THE NSW Government has introduced new laws into Parliament that will remove controversial barriers that stopped child sexual abuse survivors from taking legal action against institutions.
Attorney-General Mark Speakman introduced the new civil litigation laws in Parliament on Wednesday during a speech acknowledging the “sheer staggering scale” of child sexual abuse in institutions across Australia that was revealed by the Royal Commission into Institutional Responses to Child Sexual Abuse.
The commission exposed “the abject failure of numerous institutions right across the country to protect those whose lives, whose protection, was entrusted to them”.
“I doubt there is a member in this chamber who wasn’t shocked and distressed by the revelations,” Mr Speakman said.
The civil litigation reforms, announced by Mr Speakman in June, are the third major element in the NSW Government’s response to the royal commission, following the government’s acceptance of the majority of criminal justice reform recommendations and its sign-up to the national redress scheme.
The civil litigation changes include removing the so-called “Ellis defence” that enabled some institutions to avoid liability for child sexual abuse. The defence was named after abuse survivor and lawyer John Ellis who attempted to sue Sydney Catholic Archdiocese for abuse in the 1970s but lost his case after the archdiocese successfully argued no recent church entities were liable.
Under the new laws courts will have the power to appoint trustees to be sued if institutions fail to nominate a proper defendant.
In June Mr Ellis said it was “a good day”, when the Attorney-General announced the reforms.
“I wasn’t sure we’d ever see this day,” he said.
The new laws will also extend the vicarious liability of institutions for employees to include non-employees like volunteers or religious officers. They will impose a duty on institutions to prevent child abuse and if legal action is taken organisations will be held liable unless they can prove they took reasonable precautions to prevent abuse.

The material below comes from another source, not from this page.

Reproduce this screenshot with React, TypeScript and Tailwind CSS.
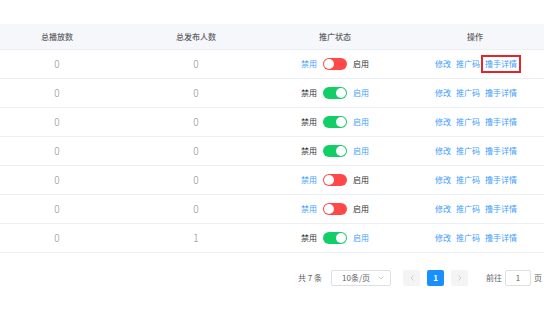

“Overhauling the civil litigation system is an historic milestone for survivors, making it easier for them to pursue compensation for child abuse. Nothing can erase the devastation survivors have suffered, but these changes will help ensure institutions are more effectively held to account,” Mr Speakman said.
“This legislation is the latest example of the NSW Liberals and Nationals Government leading the way in supporting survivors of institutional child sex abuse. NSW was the first state to pass laws to enable the establishment of the National Redress Scheme and to introduce a comprehensive criminal justice response to the Royal Commission.”
On August 31 new criminal laws came into effect, including a new failure to report child abuse to police offence, a new failure to protect children obligation on organisations, and changes to sentencing so that current sentencing standards will apply to historical offending.